DC Trojan: Given their depth issues and the speed with which opposing teams have worked to shut down Woods and Lee, I don't know that "underachieved" is a word I would use. I don't see this team getting to a national championship game. They could theoretically win the conference, but that would require beating Oregon at least once (in the conference championship game), and Oregon is, unfortunately, very well positioned to exploit SC's lack of depth by rotation of their defense, who seem to be getting bigger but remaining fast.
Will Robinson: Considering how this whole season came about due to Barkley's return and "unfinished business," it has underwhelmed and failed to meet expectations thus far. With that being said, there's still plenty of time left. It will be a challenge for them to make an appearance in Pasadena to battle for Roses -- a trip to Miami will be even tougher. But with 66% of the season left, to quote the sage Kevin Garnett, "Anything is possible."

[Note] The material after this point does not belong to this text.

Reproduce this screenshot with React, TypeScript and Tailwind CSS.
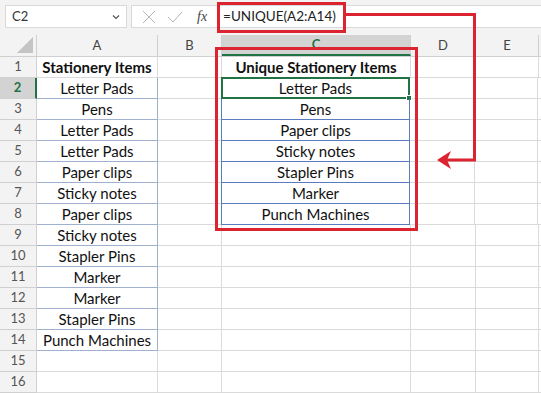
import React from 'react';

const colA = ['Stationery Items', 'Letter Pads', 'Pens', 'Letter Pads', 'Letter Pads', 'Paper clips', 'Sticky notes', 'Paper clips', 'Sticky notes', 'Stapler Pins', 'Marker', 'Marker', 'Stapler Pins', 'Punch Machines', '', ''];
const colC = ['Unique Stationery Items', 'Letter Pads', 'Pens', 'Paper clips', 'Sticky notes', 'Stapler Pins', 'Marker', 'Punch Machines'];

const font = { fontFamily: 'Lato, "Open Sans", sans-serif' };

const FormulaBar: React.FC = () => (
    <div className="flex h-[35px] items-start bg-[#f3f3f3] pt-[5px]">
        <div className="ml-[5px] flex h-[23px] w-[122px] items-center justify-between border border-[#d9d9d9] bg-white pl-[6px] pr-[4px] text-[13px] text-[#333]">
            <span>C2</span>
            <svg width="8" height="6" viewBox="0 0 8 6" className="mr-[2px]"><path d="M1 1.5 L4 4.5 L7 1.5" fill="none" stroke="#555" strokeWidth="1.2" /></svg>
        </div>
        <div className="ml-[4px] flex h-[23px] flex-1 items-center border-y border-l border-[#d9d9d9] bg-white">
            <svg width="14" height="14" viewBox="0 0 14 14" className="ml-[10px]"><path d="M1 1 L13 13 M13 1 L1 13" stroke="#b5b5b5" strokeWidth="1" /></svg>
            <svg width="16" height="14" viewBox="0 0 16 14" className="ml-[11px]"><path d="M1 7 L6 12 L15 2" fill="none" stroke="#b5b5b5" strokeWidth="1" /></svg>
            <span className="ml-[14px] text-[14px] italic text-[#444]" style={{ fontFamily: '"Liberation Serif", serif' }}>fx</span>
            <span className="ml-[16px] text-[13.5px] text-[#222]">=UNIQUE(A2:A14)</span>
        </div>
    </div>
);

const ColumnHeaders: React.FC = () => (
    <div className="flex h-[22px] border-b border-[#d0d0d0] bg-[#f3f3f3] text-[13px] text-[#444]">
        <div className="relative w-[37px] border-r border-[#d0d0d0]">
            <svg width="16" height="16" viewBox="0 0 16 16" className="absolute right-[3px] bottom-[3px]"><path d="M16 0 L16 16 L0 16 Z" fill="#c4c4c4" /></svg>
        </div>
        <div className="flex w-[121px] items-center justify-center border-r border-[#d0d0d0]">A</div>
        <div className="flex w-[64px] items-center justify-center border-r border-[#d0d0d0]">B</div>
        <div className="flex w-[189px] items-center justify-center border-r border-b-2 border-r-[#d0d0d0] border-b-[#217346] bg-[#d3d3d3] font-bold text-[#217346]">C</div>
        <div className="flex w-[65px] items-center justify-center border-r border-[#d0d0d0]">D</div>
        <div className="flex w-[63px] items-center justify-center border-r border-[#d0d0d0]">E</div>
        <div className="flex-1" />
    </div>
);

const Row: React.FC<{ n: number }> = ({ n }) => {
    const a = colA[n - 1];
    const c = colC[n - 1];
    const bold = n === 1;
    const aTable = n >= 2 && n <= 14;
    const cTable = n >= 2 && n <= 8;
    return (
        <div className="flex h-[21px] text-[15px] text-[#111]">
            <div className={`flex w-[37px] items-center justify-center border-b text-[13px] ${n === 2 ? 'border-r-2 border-r-[#217346] border-b-[#d0d0d0] bg-[#d3d3d3] font-bold text-[#217346]' : 'border-r border-[#d0d0d0] bg-[#f3f3f3] text-[#555]'}`}>{n}</div>
            <div className={`flex w-[121px] items-center justify-center border-r border-b ${aTable ? 'border-[#9fb1cf]' : 'border-[#dadada]'} ${bold ? 'font-bold' : ''}`}>{a}</div>
            <div className="w-[64px] border-r border-b border-[#dadada]" />
            <div className={`relative flex w-[189px] items-center justify-center border-r border-b ${cTable ? 'border-[#5b7bbf] border-l border-l-[#5b7bbf] -ml-px' : 'border-[#dadada]'} ${bold ? 'font-bold' : ''}`}>
                {c}
                {n === 2 && (
                    <div className="absolute -top-px -left-px -right-px -bottom-px border-2 border-[#217346]">
                        <div className="absolute -right-[4px] -bottom-[4px] h-[6px] w-[6px] border border-white bg-[#217346]" />
                    </div>
                )}
            </div>
            <div className="w-[65px] border-r border-b border-[#dadada]" />
            <div className="w-[63px] border-r border-b border-[#dadada]" />
            <div className="flex-1 border-b border-[#dadada]" />
        </div>
    );
};

const App: React.FC = () => {
    return (
        <div className="relative h-[393px] w-[541px] overflow-hidden bg-white" style={font}>
            <FormulaBar />
            <ColumnHeaders />
            {Array.from({ length: 16 }, (_, i) => <Row key={i} n={i + 1} />)}
            <svg className="pointer-events-none absolute inset-0" width="541" height="393" viewBox="0 0 541 393">
                <rect x="218.5" y="3.5" width="126" height="28" fill="none" stroke="#dc2430" strokeWidth="3" />
                <rect x="216.5" y="48.5" width="200" height="181" fill="none" stroke="#dc2430" strokeWidth="3" />
                <path d="M346 14.5 L474.5 14.5 L474.5 160 L444 160" fill="none" stroke="#dc2430" strokeWidth="3" />
                <path d="M437 160 L451 151 L447 160 L451 169 Z" fill="#dc2430" />
            </svg>
        </div>
    );
};

export default App;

Joey Kaufman: It's still in position, but mind you, no one-loss team from the Pac-10/Pac-12 has ever played its way into the BCS national game. So the odds really aren't in their favor here. That said, I think, because of what their strength of schedule would look like, that they'll have a chance to play their way back to South Beach.
Trevor Wong: USC has certainly underachieved through four games, but at the same time, I guess you can also say they haven't quite lived up to expectations. How many people pegged the Trojans barely putting away Syracuse, losing at Stanford and struggling with Cal? Not many. The talent is obviously there; the team just hasn't really clicked yet. They're still in position to make a BCS title run. If there was any consolation from that Stanford loss, it's that USC lost early in the season. It still has time to make up ground, and the way the conference is shaping up, some later games on the slate could turn out to be quality wins that could boost its resume for a date in South Beach in January.